What’s next: stage 14 preview
There’s no rest for the weary now that we’re in the Alps. Saturday’s 159 km ride from Annemasse to Morzine les Portes du Soleil features five categorized climbs, including two Cat. 1s and an ascent of the hors categorie Col de Joux Plane (11.7 km at 8.5% average) to cap it off before a rollicking descent to Morzine. With so many climbs on order, it’s likely a day for a breakaway, especially for EF Education-EasyPost’s Neilson Powless to defend his KOM lead from challengers. The descent – which is as technical as it is fast – will possibly complicate things for the GC, but with just a kilometer or so of flat terrain before the finish, we may see some aggressive racing over the top of the Joux Plane.
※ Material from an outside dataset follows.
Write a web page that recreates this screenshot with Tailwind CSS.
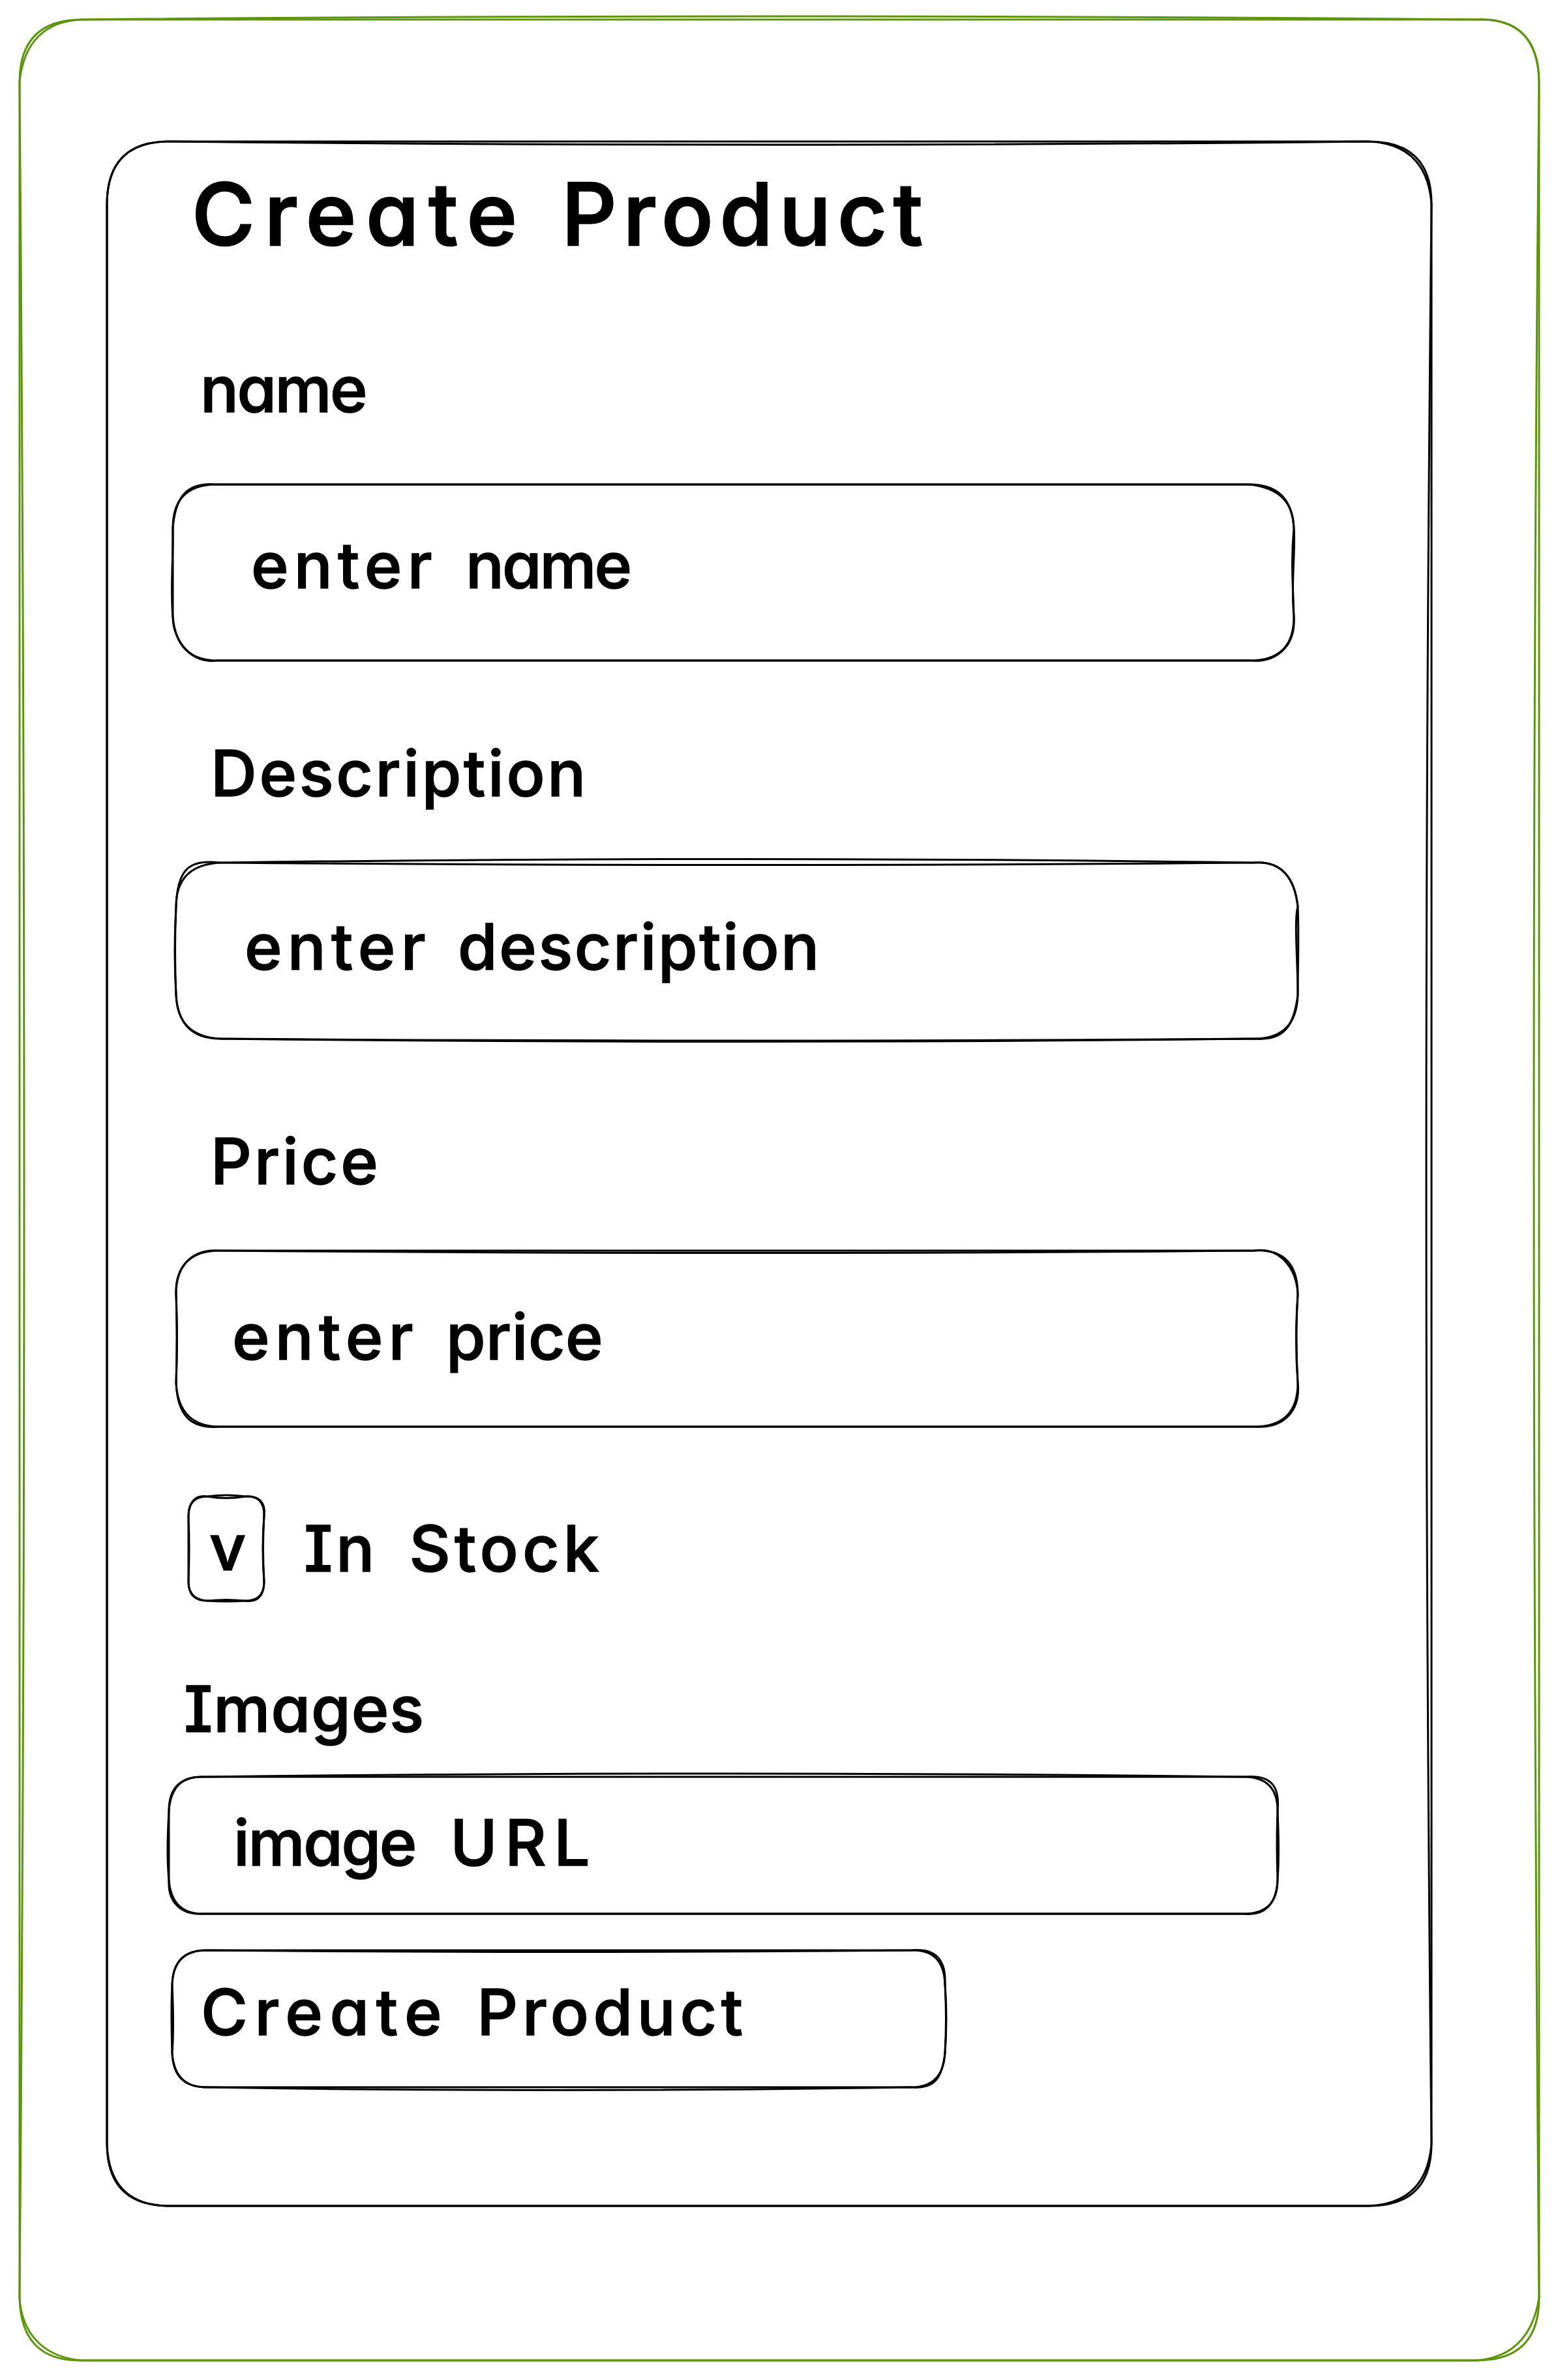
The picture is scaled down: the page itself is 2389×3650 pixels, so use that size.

GC teams may try to seed the break with top descenders – your Wout van Aerts, for instance – as a way to help team leaders. It will make for a nervous, high-stakes day of racing.
Notable on social
Speaking of the Joux Plane descent, CPA head Adam Hansen promised several weeks ago to do what he could to ensure its safety, including working with the ASO to fix the road surface where necessary and reconning the route himself to post video. Here’s his ride down:
- There’s apparently a new Specialized Tarmac coming soon, and Ronan Mc Laughlin has decidedly mixed feelings about it.
- The Chris Froome-Sylvan Adams honeymoon appears to be very much over, with dueling statements suggesting an impending split.